[Stored data]
++++++++++

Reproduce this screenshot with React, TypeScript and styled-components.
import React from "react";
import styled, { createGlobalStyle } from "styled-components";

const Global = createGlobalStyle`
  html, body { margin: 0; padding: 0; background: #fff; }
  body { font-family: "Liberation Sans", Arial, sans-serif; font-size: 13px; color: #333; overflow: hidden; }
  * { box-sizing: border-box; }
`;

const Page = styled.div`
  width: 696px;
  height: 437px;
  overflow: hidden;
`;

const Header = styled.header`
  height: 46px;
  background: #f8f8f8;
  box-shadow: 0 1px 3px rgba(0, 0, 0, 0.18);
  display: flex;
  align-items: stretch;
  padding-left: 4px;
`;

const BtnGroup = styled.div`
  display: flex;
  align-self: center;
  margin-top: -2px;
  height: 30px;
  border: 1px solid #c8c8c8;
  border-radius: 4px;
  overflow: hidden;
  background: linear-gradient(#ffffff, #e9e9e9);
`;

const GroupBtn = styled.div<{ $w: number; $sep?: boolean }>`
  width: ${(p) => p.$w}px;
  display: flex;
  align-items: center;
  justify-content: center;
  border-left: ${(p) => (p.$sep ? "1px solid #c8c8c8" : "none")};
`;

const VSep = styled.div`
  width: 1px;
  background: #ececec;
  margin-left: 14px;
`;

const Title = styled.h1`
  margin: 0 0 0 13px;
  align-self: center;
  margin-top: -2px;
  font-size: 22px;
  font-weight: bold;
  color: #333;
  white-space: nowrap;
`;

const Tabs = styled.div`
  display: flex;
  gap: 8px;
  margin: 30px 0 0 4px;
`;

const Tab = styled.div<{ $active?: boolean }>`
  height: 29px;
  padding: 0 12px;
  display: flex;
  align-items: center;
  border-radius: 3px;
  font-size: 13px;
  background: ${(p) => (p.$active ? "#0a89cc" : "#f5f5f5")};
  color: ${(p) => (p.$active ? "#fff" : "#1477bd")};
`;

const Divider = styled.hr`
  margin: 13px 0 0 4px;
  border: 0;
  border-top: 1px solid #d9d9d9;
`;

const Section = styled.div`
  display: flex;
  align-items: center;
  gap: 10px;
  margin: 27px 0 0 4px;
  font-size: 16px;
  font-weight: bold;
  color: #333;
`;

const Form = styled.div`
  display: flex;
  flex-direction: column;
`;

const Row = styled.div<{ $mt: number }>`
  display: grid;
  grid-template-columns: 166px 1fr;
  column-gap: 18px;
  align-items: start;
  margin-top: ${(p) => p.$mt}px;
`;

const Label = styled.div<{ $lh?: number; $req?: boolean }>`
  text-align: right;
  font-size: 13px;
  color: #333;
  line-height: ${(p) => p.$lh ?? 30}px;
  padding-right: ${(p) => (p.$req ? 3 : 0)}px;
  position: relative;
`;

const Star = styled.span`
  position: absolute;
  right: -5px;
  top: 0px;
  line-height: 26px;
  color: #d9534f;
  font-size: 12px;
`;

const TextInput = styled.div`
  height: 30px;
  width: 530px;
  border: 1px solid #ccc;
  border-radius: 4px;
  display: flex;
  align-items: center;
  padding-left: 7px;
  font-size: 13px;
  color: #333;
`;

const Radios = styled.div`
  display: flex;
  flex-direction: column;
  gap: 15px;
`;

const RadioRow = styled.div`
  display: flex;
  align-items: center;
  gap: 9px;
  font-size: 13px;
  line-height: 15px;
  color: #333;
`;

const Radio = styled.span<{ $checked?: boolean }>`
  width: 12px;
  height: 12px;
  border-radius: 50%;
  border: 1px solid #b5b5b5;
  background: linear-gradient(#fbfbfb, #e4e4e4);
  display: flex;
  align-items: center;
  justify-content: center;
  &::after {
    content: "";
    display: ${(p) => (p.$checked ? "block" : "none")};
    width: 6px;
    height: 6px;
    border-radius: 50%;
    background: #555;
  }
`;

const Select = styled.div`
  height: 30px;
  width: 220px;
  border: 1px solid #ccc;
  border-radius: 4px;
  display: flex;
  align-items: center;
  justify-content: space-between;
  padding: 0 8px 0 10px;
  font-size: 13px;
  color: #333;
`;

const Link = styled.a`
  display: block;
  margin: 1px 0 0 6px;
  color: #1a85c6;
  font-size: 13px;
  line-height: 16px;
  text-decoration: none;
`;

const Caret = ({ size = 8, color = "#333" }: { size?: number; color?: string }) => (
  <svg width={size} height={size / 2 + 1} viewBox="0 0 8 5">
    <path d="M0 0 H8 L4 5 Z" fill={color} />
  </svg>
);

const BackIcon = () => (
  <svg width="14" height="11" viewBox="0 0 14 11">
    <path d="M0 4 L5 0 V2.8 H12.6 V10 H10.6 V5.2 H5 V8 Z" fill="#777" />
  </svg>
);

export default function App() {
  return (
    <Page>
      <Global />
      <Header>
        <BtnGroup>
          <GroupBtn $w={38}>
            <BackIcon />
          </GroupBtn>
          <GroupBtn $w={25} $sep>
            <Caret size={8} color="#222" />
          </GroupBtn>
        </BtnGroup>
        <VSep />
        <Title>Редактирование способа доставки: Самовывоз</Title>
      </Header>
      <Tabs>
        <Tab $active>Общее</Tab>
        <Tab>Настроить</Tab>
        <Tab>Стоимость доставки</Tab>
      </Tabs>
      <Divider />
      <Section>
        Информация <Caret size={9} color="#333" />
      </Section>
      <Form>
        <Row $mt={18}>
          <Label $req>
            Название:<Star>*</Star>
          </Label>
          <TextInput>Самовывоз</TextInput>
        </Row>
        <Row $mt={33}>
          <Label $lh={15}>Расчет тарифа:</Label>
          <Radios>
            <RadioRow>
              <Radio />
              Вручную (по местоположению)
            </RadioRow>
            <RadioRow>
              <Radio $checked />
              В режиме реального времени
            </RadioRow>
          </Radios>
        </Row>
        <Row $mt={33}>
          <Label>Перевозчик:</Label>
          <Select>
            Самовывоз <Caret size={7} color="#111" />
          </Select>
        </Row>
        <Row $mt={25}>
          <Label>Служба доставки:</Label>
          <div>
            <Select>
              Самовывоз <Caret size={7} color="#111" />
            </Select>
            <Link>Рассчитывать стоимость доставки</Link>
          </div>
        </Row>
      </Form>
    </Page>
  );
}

++++++++++

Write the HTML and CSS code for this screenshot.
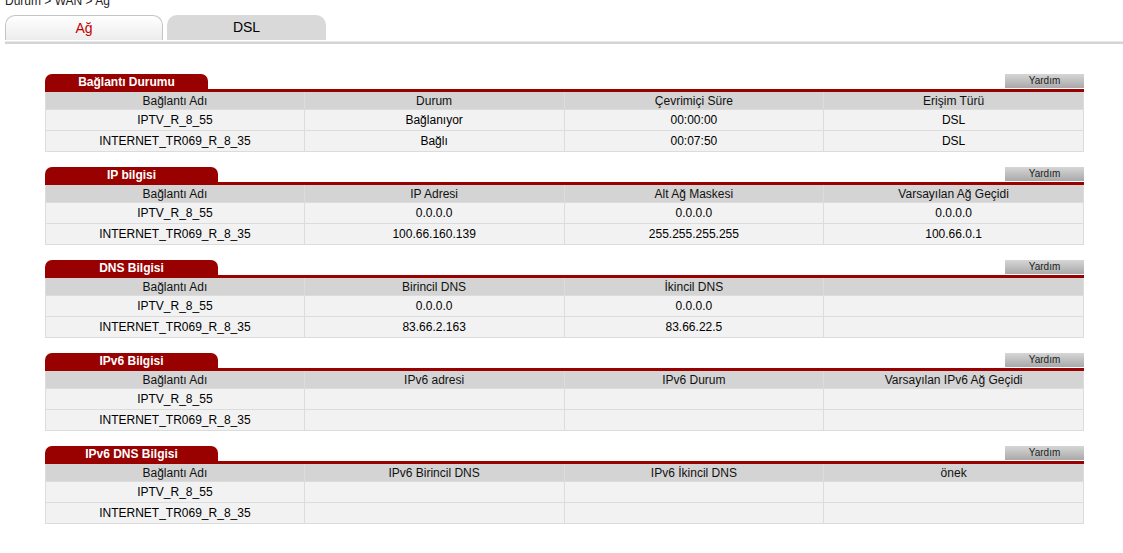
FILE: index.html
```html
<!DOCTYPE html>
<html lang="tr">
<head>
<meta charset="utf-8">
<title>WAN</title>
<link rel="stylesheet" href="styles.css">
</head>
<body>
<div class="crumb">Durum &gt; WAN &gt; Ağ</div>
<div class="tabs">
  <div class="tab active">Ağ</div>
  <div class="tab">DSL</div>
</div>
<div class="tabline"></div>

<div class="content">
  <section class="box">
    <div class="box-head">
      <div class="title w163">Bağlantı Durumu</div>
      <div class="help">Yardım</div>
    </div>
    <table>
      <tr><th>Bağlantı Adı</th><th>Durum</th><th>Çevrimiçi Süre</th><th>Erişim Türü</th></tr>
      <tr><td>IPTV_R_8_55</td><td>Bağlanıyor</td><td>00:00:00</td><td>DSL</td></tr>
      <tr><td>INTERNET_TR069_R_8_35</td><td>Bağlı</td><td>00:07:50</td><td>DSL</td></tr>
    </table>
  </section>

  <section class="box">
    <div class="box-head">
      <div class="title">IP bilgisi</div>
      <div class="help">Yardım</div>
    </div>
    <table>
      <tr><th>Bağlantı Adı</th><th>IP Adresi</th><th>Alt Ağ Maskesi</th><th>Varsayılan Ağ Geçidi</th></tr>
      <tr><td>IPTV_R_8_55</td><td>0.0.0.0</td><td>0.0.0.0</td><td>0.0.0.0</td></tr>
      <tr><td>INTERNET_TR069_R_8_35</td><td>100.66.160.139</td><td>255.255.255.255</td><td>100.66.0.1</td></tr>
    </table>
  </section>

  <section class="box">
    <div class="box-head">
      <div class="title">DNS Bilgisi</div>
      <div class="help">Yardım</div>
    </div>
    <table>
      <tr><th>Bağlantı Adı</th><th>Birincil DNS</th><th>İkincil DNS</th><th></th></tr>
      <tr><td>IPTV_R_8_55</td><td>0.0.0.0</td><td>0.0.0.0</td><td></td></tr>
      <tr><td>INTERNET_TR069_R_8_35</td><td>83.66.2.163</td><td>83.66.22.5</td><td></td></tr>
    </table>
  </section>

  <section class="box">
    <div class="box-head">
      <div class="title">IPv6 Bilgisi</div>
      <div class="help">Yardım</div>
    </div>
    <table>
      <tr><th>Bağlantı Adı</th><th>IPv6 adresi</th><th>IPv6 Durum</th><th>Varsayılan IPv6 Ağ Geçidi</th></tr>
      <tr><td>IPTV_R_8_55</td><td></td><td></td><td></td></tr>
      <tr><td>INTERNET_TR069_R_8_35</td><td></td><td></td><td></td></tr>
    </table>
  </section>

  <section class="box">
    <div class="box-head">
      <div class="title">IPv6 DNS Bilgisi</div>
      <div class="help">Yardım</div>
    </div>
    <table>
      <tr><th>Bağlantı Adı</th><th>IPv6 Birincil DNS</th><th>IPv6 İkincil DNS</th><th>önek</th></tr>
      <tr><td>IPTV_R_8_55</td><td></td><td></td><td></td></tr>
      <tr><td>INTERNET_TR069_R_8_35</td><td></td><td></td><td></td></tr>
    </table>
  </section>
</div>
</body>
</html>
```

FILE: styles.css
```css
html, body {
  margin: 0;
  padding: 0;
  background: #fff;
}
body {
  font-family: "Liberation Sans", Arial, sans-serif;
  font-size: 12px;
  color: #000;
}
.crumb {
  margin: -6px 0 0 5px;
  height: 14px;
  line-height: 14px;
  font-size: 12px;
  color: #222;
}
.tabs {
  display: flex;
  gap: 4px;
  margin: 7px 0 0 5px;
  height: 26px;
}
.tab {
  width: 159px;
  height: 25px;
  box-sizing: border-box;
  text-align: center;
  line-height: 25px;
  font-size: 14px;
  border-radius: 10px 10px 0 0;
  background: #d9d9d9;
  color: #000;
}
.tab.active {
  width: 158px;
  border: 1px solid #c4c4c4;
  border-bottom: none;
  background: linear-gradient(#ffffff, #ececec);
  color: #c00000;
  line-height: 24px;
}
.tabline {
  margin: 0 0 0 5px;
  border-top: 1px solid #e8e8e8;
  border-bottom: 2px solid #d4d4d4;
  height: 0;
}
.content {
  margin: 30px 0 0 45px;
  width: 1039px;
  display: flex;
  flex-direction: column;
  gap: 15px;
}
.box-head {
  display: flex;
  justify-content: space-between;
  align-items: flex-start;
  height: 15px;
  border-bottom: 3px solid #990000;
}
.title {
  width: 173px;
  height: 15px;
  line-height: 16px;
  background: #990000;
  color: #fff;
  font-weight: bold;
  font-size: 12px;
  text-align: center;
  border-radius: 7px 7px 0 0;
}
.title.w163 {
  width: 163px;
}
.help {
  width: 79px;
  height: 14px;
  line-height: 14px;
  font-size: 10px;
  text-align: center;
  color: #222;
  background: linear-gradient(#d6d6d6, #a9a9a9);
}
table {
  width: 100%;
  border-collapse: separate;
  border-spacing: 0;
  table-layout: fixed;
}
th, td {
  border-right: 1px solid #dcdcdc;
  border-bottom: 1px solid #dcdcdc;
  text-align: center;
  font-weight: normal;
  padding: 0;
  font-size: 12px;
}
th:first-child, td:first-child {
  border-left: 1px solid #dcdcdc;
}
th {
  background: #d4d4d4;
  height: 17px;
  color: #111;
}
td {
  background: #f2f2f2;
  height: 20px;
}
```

++++++++++

Copy, from the material above, each line in which the string "this" occurs.

Reproduce this screenshot with React, TypeScript and styled-components.
Write the HTML and CSS code for this screenshot.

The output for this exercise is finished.